Nascido no Ruanda, Murekezi, de 35 anos, adquiriu a cidadania nos EUA depois de fugir do país, após o genocídio de 1994. Por lá passou seis anos na Força Aérea antes de começar a investir em ações e criptomoedas, um interesse que acabou por levá-lo à cidade ucraniana de Kherson. Quando a guerra veio até à sua porta, recusou partir daquela que se tornou a sua terceira casa nos últimos três anos, apesar dos avisos das autoridades norte-americanos. “Não queria fugir. Eu amava Kherson”, afirmou em entrevista ao jornal The Guardian.
Murekezi acabou por ser detido pelas forças separatistas pró-russas durante o verão, quando conduzia o seu Dodge Challenger, enviado dos EUA. “Olhando para trás, conduzir um carro desportivo com matrícula norte-americana no meio de um cenário de guerra era definitivamente um pouco suspeito”, admite.
Seguiram-se quatro meses em cativeiro, primeiro numa prisão em Kherson, onde foi interrogado e torturado por duas vezes. O que passou não se compara, porém, à forma como assistiu os russos agirem para com os ucranianos, que eram tratados com maior dureza.
Vi coisas piores a acontecer aos ucranianos lá. Parece errado queixar-me da minha situação.”
De Kherson, Murekezi foi levado para Donetsk, onde a procuradoria local o acusou de “crimes de ódio”, com base em fotografias em que aparecia em protestos anti-russos que decorreram no final de fevereiro. “Era tudo um pouco ridículo. Eles sabiam que eu não era um espião americano ou um combatente estrangeiro, por isso usaram as imagens para me deter”, disse ao jornal britânico.
Durante o cativeiro em Donetsk, acabou por partilhar uma pequena cela com Alex Drueke e Andy Tai Ngoc Huynh, dois militares norte-americanos capturados pelas tropas russas depois de se alistarem na Legião Internacional de Defesa Territorial da Ucrânia.
Viviam daquilo que os russos lhe davam: água, pão e uma papa misturada com pedaços de carne. A maior parte do dia era passada na cela, uma vez que só lhes era permitido sair durante uma hora. “Como um grupo, tivemos bons momentos e tivemos maus momentos. Mas éramos uma equipa e sabíamos que tínhamos de sobreviver juntos“.
O grupo viria a ser separado quando Drueke e Huynh foram libertados a 20 de setembro, numa troca de prisioneiros com Moscovo da qual Murekezi ficou de fora. Só viria a ser libertado no final do mês, depois da Rússia anexar quatro regiões ucranianas, incluindo Donetsk. Foi-lhe dito que a região passara a pertencer à Rússia e que todas as acusações contra ele deixaram de se aplicar, uma maneira “conveniente” que encontraram para se livrarem da situação.

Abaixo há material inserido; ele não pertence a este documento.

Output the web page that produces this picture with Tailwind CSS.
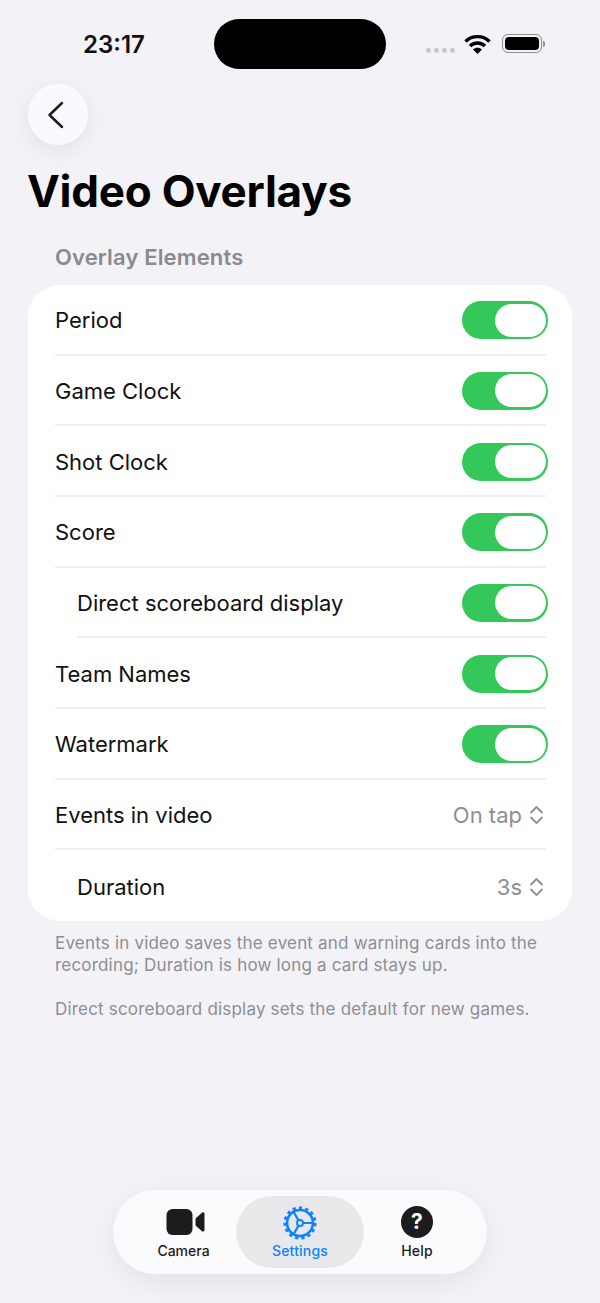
<!DOCTYPE html>
<html>
<head>
<meta charset="utf-8">
<script src="https://cdn.jsdelivr.net/npm/@tailwindcss/browser@4"></script>
</head>
<body class="bg-[#f2f2f7] font-['Inter',sans-serif] text-black">
<div class="relative w-[600px] h-[1303px] overflow-hidden">
  <!-- status bar -->
  <div class="flex h-[84px] items-start pt-[19px]">
    <div class="ml-[83px] w-[131px] pt-[10px] text-[24px] leading-[32px] font-semibold text-[#111]">23:17</div>
    <div class="w-[172px] h-[50px] rounded-[25px] bg-black"></div>
    <div class="ml-[40px] flex gap-[3px] mt-[29px]">
      <span class="w-[5px] h-[5px] rounded-full bg-[#c8c8cc]"></span>
      <span class="w-[5px] h-[5px] rounded-full bg-[#c8c8cc]"></span>
      <span class="w-[5px] h-[5px] rounded-full bg-[#c8c8cc]"></span>
      <span class="w-[5px] h-[5px] rounded-full bg-[#c8c8cc]"></span>
    </div>
    <svg class="ml-[9px] mt-[15px]" width="27" height="20" viewBox="0 0 27 20" fill="none" stroke="#000" stroke-width="3.4">
      <path d="M1.5 7.5C8 1 19 1 25.5 7.5"/>
      <path d="M6 12C10 8 17 8 21 12"/>
      <path d="M13.5 20L9 15.5C11.5 13.2 15.5 13.2 18 15.5Z" fill="#000" stroke="none"/>
    </svg>
    <div class="ml-[11px] mt-[15px] flex items-center">
      <div class="w-[40px] h-[19px] rounded-[6px] border-[1.5px] border-[#8e8e93] p-[2px]"><div class="w-full h-full rounded-[4px] bg-black"></div></div>
      <div class="ml-[1px] w-[2px] h-[6px] rounded-r-full bg-[#8e8e93]"></div>
    </div>
  </div>

  <!-- back -->
  <div class="ml-[28px] w-[60px] h-[61px] rounded-full bg-[#fafafe] shadow-[0_6px_24px_rgba(0,0,0,0.07)] flex items-center justify-center">
    <svg class="mr-[5px]" width="17" height="28" viewBox="0 0 17 28" fill="none" stroke="#1c1c1e" stroke-width="2.5" stroke-linecap="round" stroke-linejoin="round"><path d="M15 2L2.5 14L15 26"/></svg>
  </div>

  <h1 class="ml-[27px] mt-[18px] text-[44px] leading-[56px] font-bold tracking-[-0.25px]">Video Overlays</h1>
  <div class="ml-[55px] mt-[22px] text-[22px] leading-[32px] font-semibold tracking-[0.15px] text-[#8a8a8e]">Overlay Elements</div>

  <!-- card -->
  <div class="mx-[28px] mt-[12px] w-[544px] h-[636px] rounded-[32px] bg-white grid grid-rows-9 text-[22px] text-[#111]">
    <div class="ml-[27px] mr-[26px] pt-[1px] flex items-center justify-between border-b-2 border-[#efeff1]"><span class="mt-[2px]">Period</span>
      <div class="-mr-[2px] mt-[1px] w-[86px] h-[38px] rounded-full bg-[#34c759] flex justify-end items-center pr-[2px]"><div class="w-[51px] h-[33px] rounded-full bg-white"></div></div></div>
    <div class="ml-[27px] mr-[26px] pt-[1px] flex items-center justify-between border-b-2 border-[#efeff1]"><span class="mt-[2px]">Game Clock</span>
      <div class="-mr-[2px] mt-[1px] w-[86px] h-[38px] rounded-full bg-[#34c759] flex justify-end items-center pr-[2px]"><div class="w-[51px] h-[33px] rounded-full bg-white"></div></div></div>
    <div class="ml-[27px] mr-[26px] pt-[1px] flex items-center justify-between border-b-2 border-[#efeff1]"><span class="mt-[2px]">Shot Clock</span>
      <div class="-mr-[2px] mt-[1px] w-[86px] h-[38px] rounded-full bg-[#34c759] flex justify-end items-center pr-[2px]"><div class="w-[51px] h-[33px] rounded-full bg-white"></div></div></div>
    <div class="ml-[27px] mr-[26px] pt-[1px] flex items-center justify-between border-b-2 border-[#efeff1]"><span class="mt-[2px]">Score</span>
      <div class="-mr-[2px] mt-[1px] w-[86px] h-[38px] rounded-full bg-[#34c759] flex justify-end items-center pr-[2px]"><div class="w-[51px] h-[33px] rounded-full bg-white"></div></div></div>
    <div class="ml-[49px] mr-[26px] pt-[1px] flex items-center justify-between border-b-2 border-[#efeff1]"><span class="mt-[2px]">Direct scoreboard display</span>
      <div class="-mr-[2px] mt-[1px] w-[86px] h-[38px] rounded-full bg-[#34c759] flex justify-end items-center pr-[2px]"><div class="w-[51px] h-[33px] rounded-full bg-white"></div></div></div>
    <div class="ml-[27px] mr-[26px] pt-[1px] flex items-center justify-between border-b-2 border-[#efeff1]"><span class="mt-[2px]">Team Names</span>
      <div class="-mr-[2px] mt-[1px] w-[86px] h-[38px] rounded-full bg-[#34c759] flex justify-end items-center pr-[2px]"><div class="w-[51px] h-[33px] rounded-full bg-white"></div></div></div>
    <div class="ml-[27px] mr-[26px] pt-[1px] flex items-center justify-between border-b-2 border-[#efeff1]"><span class="mt-[2px]">Watermark</span>
      <div class="-mr-[2px] mt-[1px] w-[86px] h-[38px] rounded-full bg-[#34c759] flex justify-end items-center pr-[2px]"><div class="w-[51px] h-[33px] rounded-full bg-white"></div></div></div>
    <div class="ml-[27px] mr-[26px] pt-[1px] flex items-center justify-between border-b-2 border-[#efeff1]"><span class="mt-[2px]">Events in video</span>
      <div class="flex items-center gap-[7px] mr-[2px] mt-[2px] text-[#8e8e93]"><span>On tap</span>
        <svg width="15" height="20" viewBox="0 0 15 20" fill="none" stroke="#8e8e93" stroke-width="1.8" stroke-linecap="round" stroke-linejoin="round"><path d="M2 7.5L7.5 2L13 7.5"/><path d="M2 12.5L7.5 18L13 12.5"/></svg></div></div>
    <div class="ml-[49px] mr-[26px] pt-[1px] flex items-center justify-between"><span class="mt-[2px]">Duration</span>
      <div class="flex items-center gap-[7px] mr-[2px] mt-[2px] text-[#8e8e93]"><span>3s</span>
        <svg width="15" height="20" viewBox="0 0 15 20" fill="none" stroke="#8e8e93" stroke-width="1.8" stroke-linecap="round" stroke-linejoin="round"><path d="M2 7.5L7.5 2L13 7.5"/><path d="M2 12.5L7.5 18L13 12.5"/></svg></div></div>
  </div>

  <div class="ml-[55px] mr-[40px] mt-[11px] text-[17px] leading-[22px] tracking-[0.19px] text-[#8e8e93]">
    <p>Events in video saves the event and warning cards into the recording; Duration is how long a card stays up.</p>
    <p class="mt-[22px]">Direct scoreboard display sets the default for new games.</p>
  </div>

  <!-- tab bar -->
  <div class="absolute left-[113px] top-[1190px] w-[374px] h-[84px] rounded-[42px] bg-[#fbfbfe] shadow-[0_8px_30px_rgba(0,0,0,0.07)] flex items-center pl-[6px] text-[14px] font-medium tracking-[0.2px]">
    <div class="w-[117px] mt-[2px] pl-[13px] flex flex-col items-center text-[#1c1c1e]">
      <svg class="mt-[2px] ml-[3px]" width="39" height="28" viewBox="0 0 39 28" fill="#1c1c1e"><rect x="0.5" y="1" width="26" height="26" rx="6"/><path d="M29.5 10.5L36 4.7C37 3.9 38.5 4.6 38.5 5.9V22.1C38.5 23.4 37 24.1 36 23.3L29.5 17.5Z"/></svg>
      <span class="mt-[6px] leading-[18px] tracking-[0px] -ml-[1px]">Camera</span>
    </div>
    <div class="w-[128px] h-[72px] rounded-[36px] bg-[#e8e8eb] flex flex-col items-center justify-center text-[#0a84ff]">
      <svg width="36" height="36" viewBox="0 0 36 36" fill="none" stroke="#0a84ff">
        <circle cx="18" cy="18" r="13" stroke-width="2.6"/>
        <circle cx="18" cy="18" r="15.2" stroke-width="2.8" stroke-dasharray="3.2 3.17"/>
        <circle cx="18" cy="18" r="3" stroke-width="2"/>
        <path d="M21 18H31M16.5 15.4L11.5 6.8M16.5 20.6L11.5 29.2" stroke-width="2.2"/>
      </svg>
      <span class="mt-[1px] leading-[18px]">Settings</span>
    </div>
    <div class="w-[106px] mt-[2px] flex flex-col items-center text-[#1c1c1e]">
      <div class="w-[32px] h-[32px] rounded-full bg-[#1c1c1e] text-white text-[21px] leading-[32px] font-bold text-center">?</div>
      <span class="mt-[4px] leading-[18px]">Help</span>
    </div>
  </div>
</div>
</body>
</html>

Três meses depois da libertação, Murekezi continua sem conseguir sair de Donetsk porque ficou sem os documentos de identificação. “Estou muito feliz por estar livre, mas não sei o que fazer a seguir. Os russos nunca me devolveram o passaporte e sinto-me preso aqui”, afirmou. Até agora as autoridades norte-americanas ainda não entraram em contacto consigo, mas não desistiu de encontrar uma solução para partir e tem esperança de poder regressar para junto da família até ao Natal.